BEGIN Supplied data

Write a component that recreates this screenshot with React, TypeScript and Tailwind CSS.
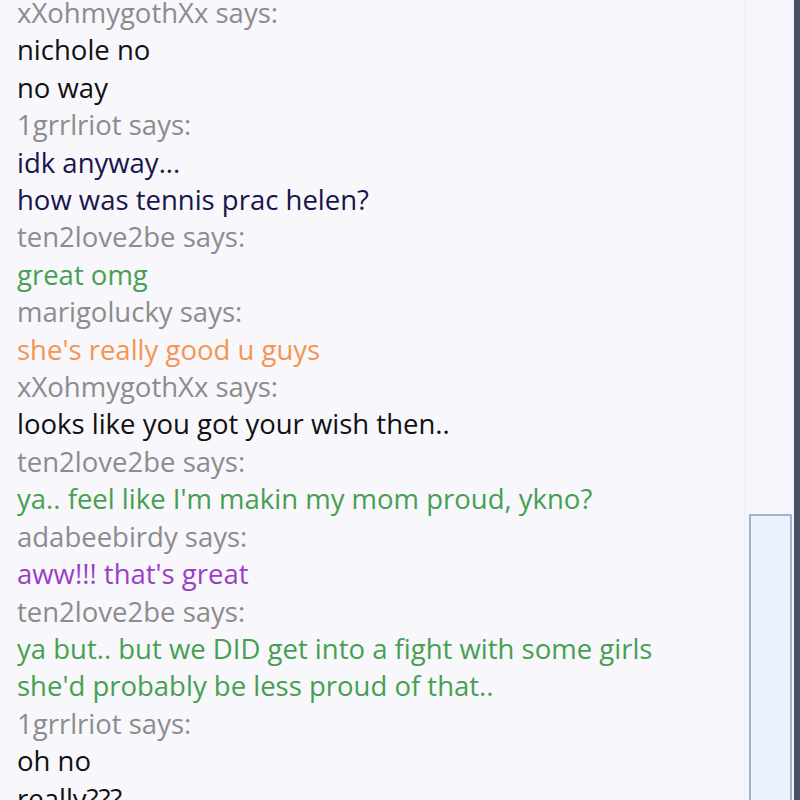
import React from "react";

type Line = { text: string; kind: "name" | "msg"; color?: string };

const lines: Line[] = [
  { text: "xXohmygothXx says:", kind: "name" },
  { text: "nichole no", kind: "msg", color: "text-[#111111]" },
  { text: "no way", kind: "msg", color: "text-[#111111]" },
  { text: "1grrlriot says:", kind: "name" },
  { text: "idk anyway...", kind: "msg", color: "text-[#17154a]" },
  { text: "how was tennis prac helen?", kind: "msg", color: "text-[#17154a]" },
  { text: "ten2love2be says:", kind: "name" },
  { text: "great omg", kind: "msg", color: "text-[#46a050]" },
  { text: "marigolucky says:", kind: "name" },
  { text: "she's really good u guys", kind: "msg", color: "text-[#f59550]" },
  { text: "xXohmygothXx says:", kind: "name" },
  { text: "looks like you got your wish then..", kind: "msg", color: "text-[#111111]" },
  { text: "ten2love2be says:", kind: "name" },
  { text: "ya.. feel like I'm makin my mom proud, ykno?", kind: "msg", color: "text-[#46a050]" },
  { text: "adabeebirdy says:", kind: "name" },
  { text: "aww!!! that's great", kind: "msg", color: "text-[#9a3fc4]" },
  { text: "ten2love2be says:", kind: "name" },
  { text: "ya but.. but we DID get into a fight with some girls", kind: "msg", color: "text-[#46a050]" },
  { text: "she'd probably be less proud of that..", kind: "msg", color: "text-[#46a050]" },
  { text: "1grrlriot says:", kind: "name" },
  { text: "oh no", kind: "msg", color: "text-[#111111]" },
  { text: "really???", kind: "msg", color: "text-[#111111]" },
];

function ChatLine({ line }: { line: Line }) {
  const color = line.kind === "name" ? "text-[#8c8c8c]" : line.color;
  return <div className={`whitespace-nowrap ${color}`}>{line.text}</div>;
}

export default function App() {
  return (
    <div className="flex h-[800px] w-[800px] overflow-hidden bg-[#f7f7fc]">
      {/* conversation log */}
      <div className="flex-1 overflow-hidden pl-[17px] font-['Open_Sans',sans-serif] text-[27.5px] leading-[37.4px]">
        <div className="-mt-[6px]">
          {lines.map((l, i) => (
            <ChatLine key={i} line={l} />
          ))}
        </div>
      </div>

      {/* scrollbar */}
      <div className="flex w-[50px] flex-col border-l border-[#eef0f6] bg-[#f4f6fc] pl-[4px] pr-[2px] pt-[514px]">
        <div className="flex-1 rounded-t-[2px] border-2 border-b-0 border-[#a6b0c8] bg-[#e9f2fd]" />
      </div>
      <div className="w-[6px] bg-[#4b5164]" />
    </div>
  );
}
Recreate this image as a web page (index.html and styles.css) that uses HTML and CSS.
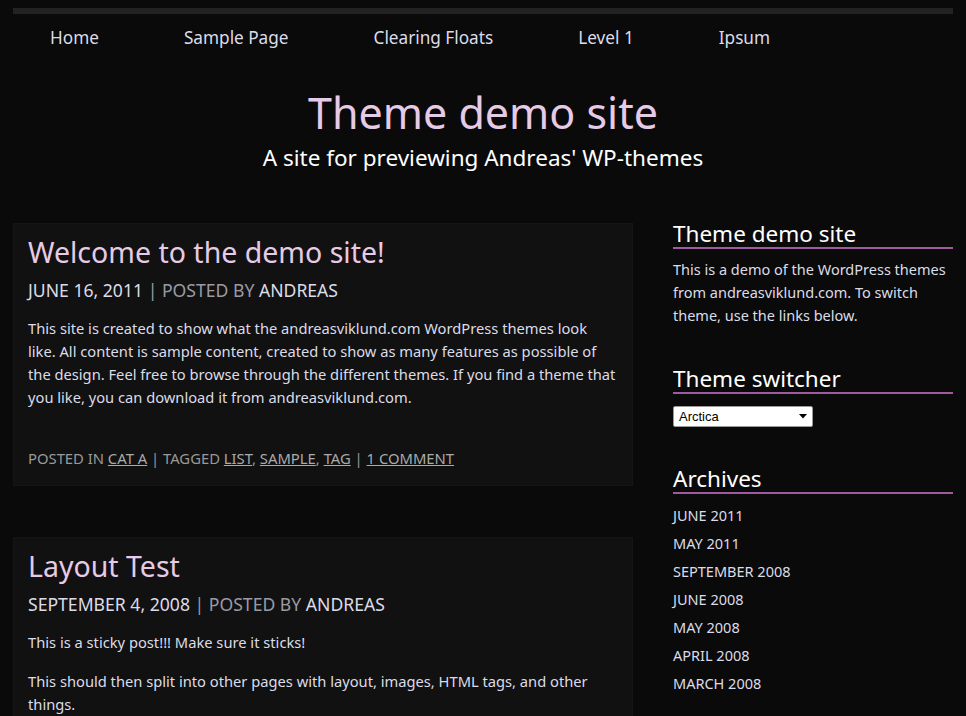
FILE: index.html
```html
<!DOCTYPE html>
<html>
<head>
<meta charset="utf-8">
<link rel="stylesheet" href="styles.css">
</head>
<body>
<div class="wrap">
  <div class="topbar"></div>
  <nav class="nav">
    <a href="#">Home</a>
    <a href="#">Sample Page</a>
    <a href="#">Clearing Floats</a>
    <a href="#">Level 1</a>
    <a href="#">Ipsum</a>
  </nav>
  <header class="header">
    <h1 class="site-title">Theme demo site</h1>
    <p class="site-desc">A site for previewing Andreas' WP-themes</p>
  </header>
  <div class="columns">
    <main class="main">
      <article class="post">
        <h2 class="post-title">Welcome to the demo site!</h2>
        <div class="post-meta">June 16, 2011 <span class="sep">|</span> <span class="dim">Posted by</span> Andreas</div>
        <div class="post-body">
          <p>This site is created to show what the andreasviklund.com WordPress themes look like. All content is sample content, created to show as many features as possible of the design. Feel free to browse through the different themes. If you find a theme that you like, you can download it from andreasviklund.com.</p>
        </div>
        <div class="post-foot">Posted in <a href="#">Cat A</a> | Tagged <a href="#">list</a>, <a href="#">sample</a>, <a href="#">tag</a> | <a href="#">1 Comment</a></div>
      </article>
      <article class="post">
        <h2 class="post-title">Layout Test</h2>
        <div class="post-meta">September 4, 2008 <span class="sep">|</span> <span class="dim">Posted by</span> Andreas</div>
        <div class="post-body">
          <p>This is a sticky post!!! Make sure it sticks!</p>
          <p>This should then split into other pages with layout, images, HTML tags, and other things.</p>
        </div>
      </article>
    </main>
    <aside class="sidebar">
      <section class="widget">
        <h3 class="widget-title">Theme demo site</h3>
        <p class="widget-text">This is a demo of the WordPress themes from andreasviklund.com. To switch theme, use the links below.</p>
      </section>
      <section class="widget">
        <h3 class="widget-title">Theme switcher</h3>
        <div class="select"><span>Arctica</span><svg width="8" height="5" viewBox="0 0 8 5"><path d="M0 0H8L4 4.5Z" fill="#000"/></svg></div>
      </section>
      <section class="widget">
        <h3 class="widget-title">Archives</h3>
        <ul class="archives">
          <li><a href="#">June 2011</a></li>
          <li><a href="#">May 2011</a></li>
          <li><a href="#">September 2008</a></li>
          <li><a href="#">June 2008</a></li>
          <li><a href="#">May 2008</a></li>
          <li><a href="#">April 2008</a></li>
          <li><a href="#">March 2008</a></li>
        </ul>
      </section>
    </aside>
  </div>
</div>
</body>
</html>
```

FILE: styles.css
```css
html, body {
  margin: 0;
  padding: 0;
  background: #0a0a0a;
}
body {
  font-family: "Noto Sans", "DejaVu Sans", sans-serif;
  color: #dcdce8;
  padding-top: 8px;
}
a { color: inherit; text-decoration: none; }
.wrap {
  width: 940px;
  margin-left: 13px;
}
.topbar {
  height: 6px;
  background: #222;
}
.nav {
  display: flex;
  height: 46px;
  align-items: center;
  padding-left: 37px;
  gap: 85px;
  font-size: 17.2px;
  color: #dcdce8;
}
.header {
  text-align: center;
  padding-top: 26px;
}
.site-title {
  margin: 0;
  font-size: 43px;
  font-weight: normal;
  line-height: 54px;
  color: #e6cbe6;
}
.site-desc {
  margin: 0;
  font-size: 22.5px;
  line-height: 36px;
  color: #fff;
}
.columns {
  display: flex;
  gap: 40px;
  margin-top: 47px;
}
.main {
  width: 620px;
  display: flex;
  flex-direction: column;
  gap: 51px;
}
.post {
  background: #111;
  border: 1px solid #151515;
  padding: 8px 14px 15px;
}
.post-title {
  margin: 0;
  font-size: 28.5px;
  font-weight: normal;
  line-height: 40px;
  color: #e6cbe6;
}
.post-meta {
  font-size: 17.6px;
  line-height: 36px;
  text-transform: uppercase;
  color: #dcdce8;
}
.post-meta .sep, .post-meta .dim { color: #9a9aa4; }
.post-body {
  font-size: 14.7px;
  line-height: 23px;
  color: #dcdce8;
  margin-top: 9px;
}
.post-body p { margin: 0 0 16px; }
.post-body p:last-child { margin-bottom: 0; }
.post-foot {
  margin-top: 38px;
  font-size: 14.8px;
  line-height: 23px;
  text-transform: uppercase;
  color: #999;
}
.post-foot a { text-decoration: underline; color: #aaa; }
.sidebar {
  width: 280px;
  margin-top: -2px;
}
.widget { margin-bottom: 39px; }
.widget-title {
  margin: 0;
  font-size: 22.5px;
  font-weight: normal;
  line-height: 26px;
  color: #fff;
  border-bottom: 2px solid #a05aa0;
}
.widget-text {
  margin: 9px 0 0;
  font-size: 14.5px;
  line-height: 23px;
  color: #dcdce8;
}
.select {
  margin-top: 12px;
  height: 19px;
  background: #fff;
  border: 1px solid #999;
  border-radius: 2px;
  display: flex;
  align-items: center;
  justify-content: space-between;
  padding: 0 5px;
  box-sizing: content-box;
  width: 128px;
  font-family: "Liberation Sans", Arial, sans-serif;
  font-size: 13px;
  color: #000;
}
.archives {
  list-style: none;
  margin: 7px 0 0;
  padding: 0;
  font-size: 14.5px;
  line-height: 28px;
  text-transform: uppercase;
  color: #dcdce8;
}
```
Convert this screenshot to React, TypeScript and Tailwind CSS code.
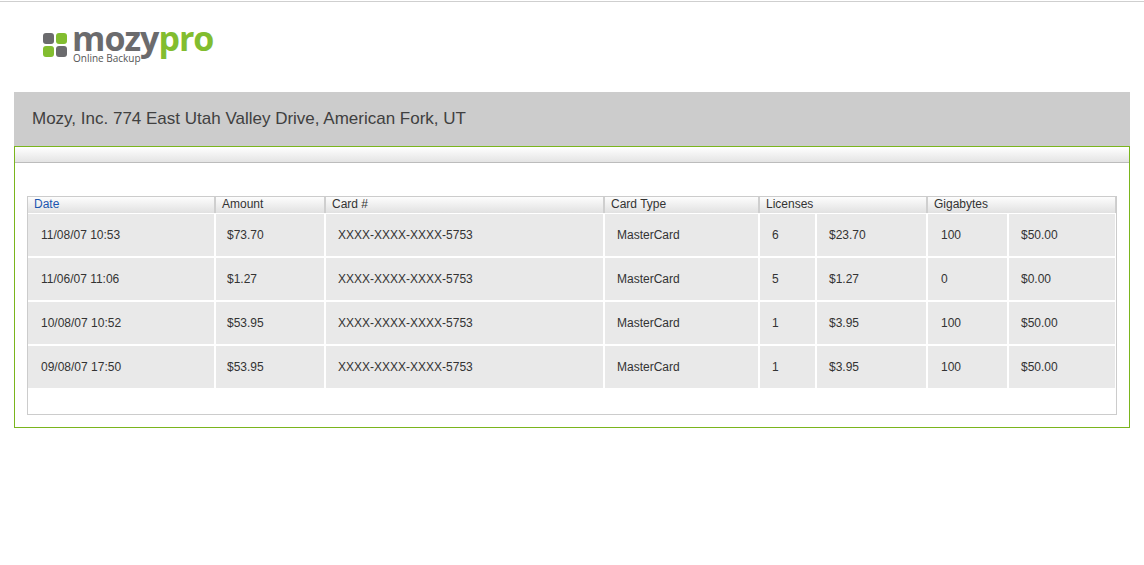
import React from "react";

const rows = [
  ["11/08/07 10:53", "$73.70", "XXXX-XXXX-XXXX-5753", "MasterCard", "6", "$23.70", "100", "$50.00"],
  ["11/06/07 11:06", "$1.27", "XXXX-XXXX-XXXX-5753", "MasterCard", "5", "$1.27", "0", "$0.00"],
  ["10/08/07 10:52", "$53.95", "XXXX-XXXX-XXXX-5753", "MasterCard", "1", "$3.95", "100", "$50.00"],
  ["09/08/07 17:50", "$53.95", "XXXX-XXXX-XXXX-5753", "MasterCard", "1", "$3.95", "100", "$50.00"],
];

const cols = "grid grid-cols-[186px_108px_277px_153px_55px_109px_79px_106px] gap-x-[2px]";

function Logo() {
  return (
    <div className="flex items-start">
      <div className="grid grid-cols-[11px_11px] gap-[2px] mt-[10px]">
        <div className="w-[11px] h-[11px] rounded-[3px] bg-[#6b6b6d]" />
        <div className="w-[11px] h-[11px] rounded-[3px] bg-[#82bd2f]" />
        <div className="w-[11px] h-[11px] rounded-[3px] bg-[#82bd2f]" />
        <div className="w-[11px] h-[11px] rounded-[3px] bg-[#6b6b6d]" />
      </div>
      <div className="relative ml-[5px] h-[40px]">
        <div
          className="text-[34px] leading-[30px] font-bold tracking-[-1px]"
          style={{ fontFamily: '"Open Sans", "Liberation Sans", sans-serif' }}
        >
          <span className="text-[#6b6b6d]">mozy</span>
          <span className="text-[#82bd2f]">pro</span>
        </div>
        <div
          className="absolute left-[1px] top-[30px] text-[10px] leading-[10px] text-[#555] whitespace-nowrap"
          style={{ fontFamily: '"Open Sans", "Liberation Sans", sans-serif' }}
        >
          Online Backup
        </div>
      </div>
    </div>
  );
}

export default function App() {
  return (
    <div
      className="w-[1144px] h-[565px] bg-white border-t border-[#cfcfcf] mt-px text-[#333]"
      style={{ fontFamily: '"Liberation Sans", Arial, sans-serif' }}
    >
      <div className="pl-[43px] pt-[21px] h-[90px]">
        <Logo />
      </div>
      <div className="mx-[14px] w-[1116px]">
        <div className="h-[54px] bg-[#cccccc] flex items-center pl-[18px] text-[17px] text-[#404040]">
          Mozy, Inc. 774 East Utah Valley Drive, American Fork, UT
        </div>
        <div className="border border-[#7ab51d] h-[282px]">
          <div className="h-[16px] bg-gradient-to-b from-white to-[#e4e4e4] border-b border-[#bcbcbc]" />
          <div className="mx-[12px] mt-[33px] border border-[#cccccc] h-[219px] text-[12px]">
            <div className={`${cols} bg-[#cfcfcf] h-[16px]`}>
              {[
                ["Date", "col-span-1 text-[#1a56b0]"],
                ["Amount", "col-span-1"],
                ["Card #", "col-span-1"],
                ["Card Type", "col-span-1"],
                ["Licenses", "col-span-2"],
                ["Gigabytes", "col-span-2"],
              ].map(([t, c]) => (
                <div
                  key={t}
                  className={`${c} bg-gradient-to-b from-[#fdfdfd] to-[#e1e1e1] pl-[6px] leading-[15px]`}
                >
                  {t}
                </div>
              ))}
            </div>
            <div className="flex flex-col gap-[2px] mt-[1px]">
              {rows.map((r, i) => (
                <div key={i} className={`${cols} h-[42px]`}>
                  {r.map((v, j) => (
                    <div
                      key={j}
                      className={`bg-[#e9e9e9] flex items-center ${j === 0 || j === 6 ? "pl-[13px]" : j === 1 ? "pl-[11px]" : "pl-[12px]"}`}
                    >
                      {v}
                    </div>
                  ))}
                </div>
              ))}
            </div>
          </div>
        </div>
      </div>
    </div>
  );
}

END Supplied data

> **Problem to solve**
Find every line in the records above that holds the word "Tailwind", and copy each one.

> **Task output**
Write a component that recreates this screenshot with React, TypeScript and Tailwind CSS.
Convert this screenshot to React, TypeScript and Tailwind CSS code.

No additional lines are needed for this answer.